I can understand where this logic comes from, but I would suggest that if you are going to retain all electronic messages, you have to retain all paper messages as well. And that means that you have to retain EVERYTHING that shows up in paper form -- and, to ensure that you are retaining metadata for the paper, you have to keep the envelopes too. So when I get an advertisement in the mail, I'm going to have to keep it, regardless of the fact that in the electronic world, that same content might have been deleted automatically by a spam filter. Those reusable Interoffice envelopes? Use them once and keep them to show when the document was sent. That FedEx box? Better keep it to show the routing stickers and codes used by FedEx to deliver the documents.

Clearly that's nonsense. But it is effectively what is being suggested in the electronic world. And I don't buy the statement, "Well, you can easily tell what is junk and what is a record when it is a paper document." So we're suggesting that human beings are capable of discerning non-record from record in the paper world, but they can't do this in the electronic world? But hard copy records take up too much space and they are costly to retain! Try that one with electronic records. There is a double standard here that simply makes no sense to me.

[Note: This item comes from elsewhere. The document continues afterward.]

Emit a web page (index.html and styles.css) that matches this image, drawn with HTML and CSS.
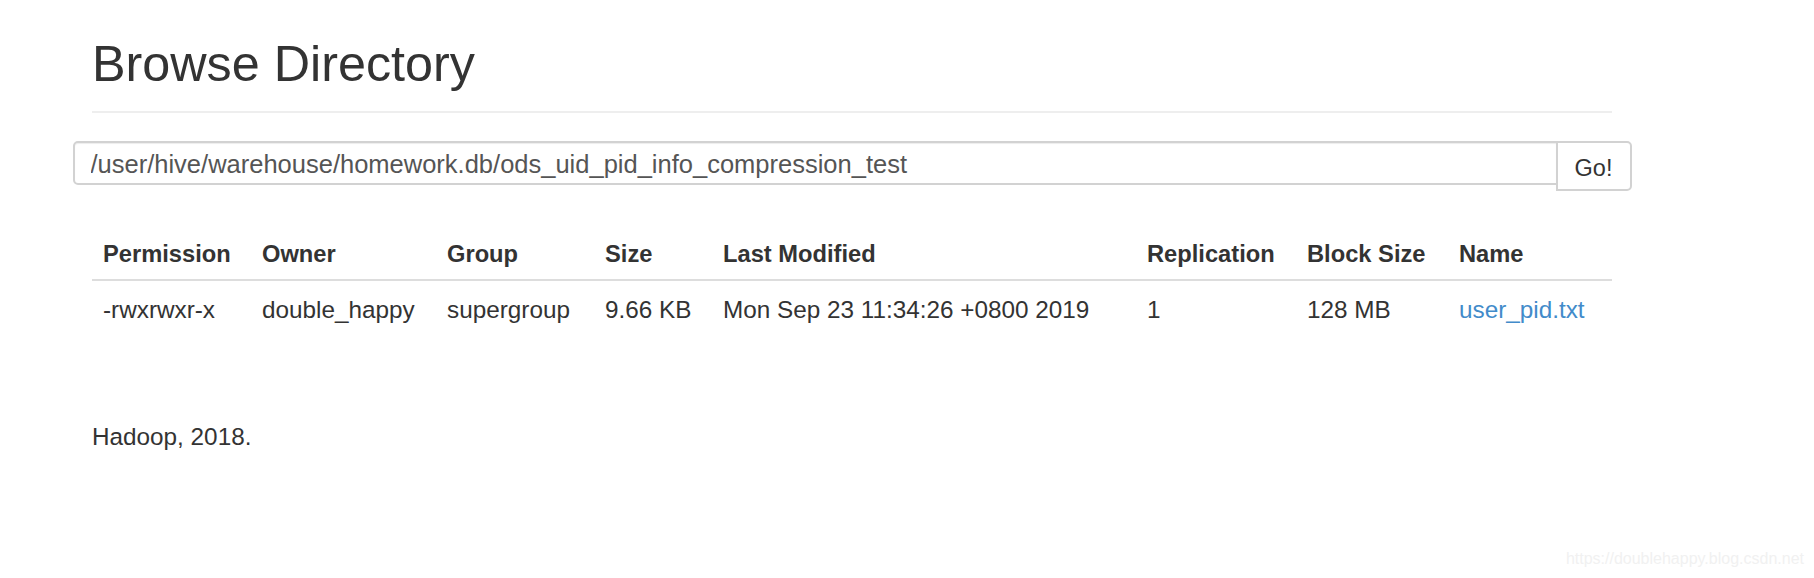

I would suggest that proper management of information starts with much better training than most organizations are prepared to deliver today. And, that training has to be followed with auditing of business practices. If you can train people well, create a simple system to ensure that record-worthy information is retained in appropriate repositories, and validate that the rules are being followed, then you will have a defensible system of record. That is neither easy, nor is it inexpensive. But it is necessary before we start to see case law and precedent built up that demands two systems of records in an organization -- paper records and electronic records.

I am rapidly becoming an advocate of developing systems that separate information into three buckets: first, non-records; second, transitory records; third, declared records.

Non-records:
Non-records do not have to be retained and if not immediately disposed of, should be fully discarded within a relatively brief period of time (say 60 days). So you build into your repository a means to discard the garbage within 60 days of receipt or creation.

Transitory Records:
Transitory records are maintained for a period of time to determine if they should become a declared record or discarded as a non-record. This transition period should be fairly short, perhaps no more than two years. Government retention schedules have most often defined transitory records and often set even shorter retention periods.

Declared Records:
Declared records are assigned a retention period tied to a record series or category on a retention schedule. The repository for declared records will generally have greater controls over deletion and changes to the records as well as provide mechanisms to establish legal holds (arguably, any repository for information -- including those for non-records and transitory records -- should have a mechanism to ensure that information subject to a legal hold is retained until released from hold).


To circle back to where I started, I would suggest that all of us who support the management and retention of information come to agreement on more precise use of terms that describe what is being retained and where it is retained, particularly when those terms have the potential to be seen as confusing or conflicting between information professionals.